Dans cette famille où Seraina est l'aînée des quatre enfants, l'éducation est plutôt «hippie: la liberté et l'absence de règles pour mieux laisser l'individu se fixer ses propres limites. Même si le collectif familial demeurait la valeur la plus importante.» Avec d'autres anticonformistes, Papa tourne des «films en Super 8 pour changer le monde». Puis devient aide-soignant avant de bifurquer sur la psychologie et les feux d'artifice.
«J'ai toujours aimé les crises, les situations graves»
Maman, elle, est ergothérapeute. Atteinte de la poliomyélite, «courageuse et toujours forte, encore aujourd'hui», elle se déplace avec peine. «Je devais souvent m'occuper de la fratrie qui courait dans tous les sens. J'ai vite dû apprendre à organiser les choses.» Un sens des responsabilités qui s'intensifie encore quand la jeune femme devient elle-même mère à 19 ans. Qu'elle continue à travailler en parallèle de ses études. Que la petite famille s'en va en Californie ou à Locarno vivre d'autres aventures.

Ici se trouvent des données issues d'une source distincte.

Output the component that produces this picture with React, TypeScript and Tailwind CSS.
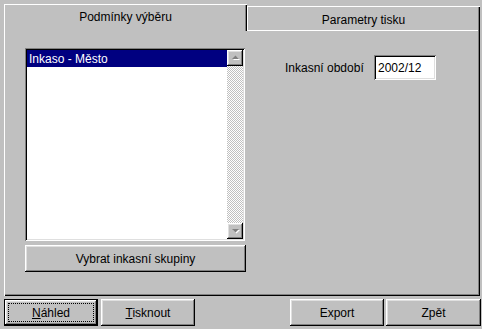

Éprise «de toutes les cultures», Seraina Rohrer se voit très vite fonctionner «comme une intermédiaire entre le public et les créatifs. J'ai toujours aimé les crises, les situations graves. C'est pour ça que j'affectionne tant les festivals. Avec leurs incontournables moments de tension. Comme dans tout bon film qui se respecte. A ce titre, Locarno ou Soleure sont des pourvoyeurs d'émotions: la rencontre entre le public et les artistes. Dans une atmosphère à la fois professionnelle et festive. La première fois que je suis venue à Soleure, j'ai vu un film très dur sur le sida et la mort. La ville était sous le brouillard. Je me suis engouffrée au Kreuz, le bistrot qui fait office de centre névralgique du festival encore aujourd'hui. Là où on peut débattre au lieu de rester seul avec ses sensations.» Seraina Rohrer a une vision ludique du cinéma. Pour la 52e édition, qui débute jeudi, cette dingue de musique – «PJ Harvey l'an dernier à Montreux, c'était un must» – fait venir des ingénieurs dans la ville baroque pour parler du son au cinéma.
Son premier film dans les salles obscures, c'était un Winnetou. Et le dernier, c'était Viva d'Anna Biller sur la plate-forme Mubi, qui diffuse des séries B introuvables via Internet. «C'est une fiction trash qui me ramène à ma thèse sur le cinéma populaire mexicain.» La Mexploitation, et son égérie «la India Maria», elle y consacrera d'ailleurs bientôt un livre.
Si Madame la directrice a donc sept vies émaillées de périples continuels, elle ne renie pas ses origines paternelles qui lui ont donné son prénom. «Je viens de Pontresina, dans les Grisons. C'est la patrie de la minorité des minorités.» Elle dit ça avec un regard azur, franc, bienveillant et déterminé sous des cheveux blonds tombant sur un top pétrole. Le sourire aux lèvres, toujours. En romanche, Seraina veut dire «ciel clair et bleu». «Cela vous va bien, non?» lui demande-t-on en guise de conclusion. «Oui.»